• _THE PROBLEM_:
Reproduce the listing below word for word, with no pictures.
──────── PROVIDED INFORMATION
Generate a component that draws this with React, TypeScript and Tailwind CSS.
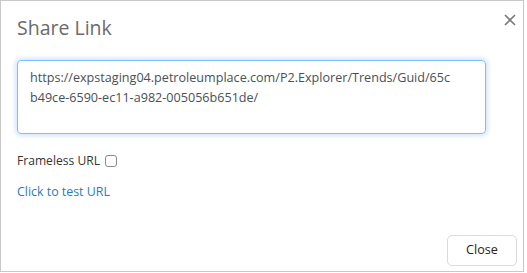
import React from "react";

export default function App(): React.ReactElement {
  const font = { fontFamily: '"Open Sans", "Noto Sans", sans-serif' };
  return (
    <div className="w-[527px] h-[273px] bg-white" style={font}>
      <div className="w-[524px] h-[272px] border border-[#c9c9c9] bg-white flex flex-col">
        {/* Header */}
        <div className="flex items-start justify-between pl-4 pr-[7px] pt-[13px]">
          <h2 className="text-[19.5px] leading-[28px] text-[#6b6b6b]">Share Link</h2>
          <button className="w-[12px] h-[12px] text-[#7a7a7a]">
            <svg width="12" height="12" viewBox="0 0 12 12" fill="none" stroke="currentColor" strokeWidth="1.6">
              <path d="M1 1 L11 11 M11 1 L1 11" />
            </svg>
          </button>
        </div>

        {/* Body */}
        <div className="px-4 pt-[18px] flex flex-col">
          <div className="w-[469px] h-[74px] rounded-[4px] border border-[#80bdff] shadow-[0_0_4px_2px_rgba(0,123,255,0.18)] px-3 pt-[7px] text-[12.6px] leading-[20px] text-[#495057]">
            https://expstaging04.petroleumplace.com/P2.Explorer/Trends/Guid/65c
            <br />
            b49ce-6590-ec11-a982-005056b651de/
          </div>

          <div className="mt-[17px] flex items-center gap-[5px] text-[12.1px] leading-[20px] text-[#333]">
            <span>Frameless URL</span>
            <span className="w-[12px] h-[12px] rounded-[3px] border border-[#8a8a8a] bg-white" />
          </div>

          <a className="mt-[11px] text-[12.4px] leading-[20px] text-[#2a7bbf] cursor-pointer w-fit">
            Click to test URL
          </a>
        </div>

        {/* Footer */}
        <div className="mt-auto flex justify-end pr-[6px] pb-[5px]">
          <button className="w-[70px] h-[31px] rounded-[5px] border border-[#dadada] bg-white text-[12.6px] text-[#222]">
            Close
          </button>
        </div>
      </div>
    </div>
  );
}
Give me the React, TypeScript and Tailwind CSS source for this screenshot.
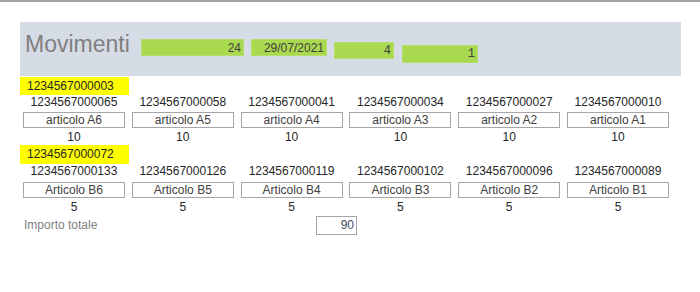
────────────────
• _EXERCISE RESPONSE_:
Generate a component that draws this with React, TypeScript and Tailwind CSS.
import React from "react";

export default function App(): React.ReactElement {
  const font = { fontFamily: '"Open Sans", "Noto Sans", sans-serif' };
  return (
    <div className="w-[527px] h-[273px] bg-white" style={font}>
      <div className="w-[524px] h-[272px] border border-[#c9c9c9] bg-white flex flex-col">
        {/* Header */}
        <div className="flex items-start justify-between pl-4 pr-[7px] pt-[13px]">
          <h2 className="text-[19.5px] leading-[28px] text-[#6b6b6b]">Share Link</h2>
          <button className="w-[12px] h-[12px] text-[#7a7a7a]">
            <svg width="12" height="12" viewBox="0 0 12 12" fill="none" stroke="currentColor" strokeWidth="1.6">
              <path d="M1 1 L11 11 M11 1 L1 11" />
            </svg>
          </button>
        </div>

        {/* Body */}
        <div className="px-4 pt-[18px] flex flex-col">
          <div className="w-[469px] h-[74px] rounded-[4px] border border-[#80bdff] shadow-[0_0_4px_2px_rgba(0,123,255,0.18)] px-3 pt-[7px] text-[12.6px] leading-[20px] text-[#495057]">
            https://expstaging04.petroleumplace.com/P2.Explorer/Trends/Guid/65c
            <br />
            b49ce-6590-ec11-a982-005056b651de/
          </div>

          <div className="mt-[17px] flex items-center gap-[5px] text-[12.1px] leading-[20px] text-[#333]">
            <span>Frameless URL</span>
            <span className="w-[12px] h-[12px] rounded-[3px] border border-[#8a8a8a] bg-white" />
          </div>

          <a className="mt-[11px] text-[12.4px] leading-[20px] text-[#2a7bbf] cursor-pointer w-fit">
            Click to test URL
          </a>
        </div>

        {/* Footer */}
        <div className="mt-auto flex justify-end pr-[6px] pb-[5px]">
          <button className="w-[70px] h-[31px] rounded-[5px] border border-[#dadada] bg-white text-[12.6px] text-[#222]">
            Close
          </button>
        </div>
      </div>
    </div>
  );
}
Give me the React, TypeScript and Tailwind CSS source for this screenshot.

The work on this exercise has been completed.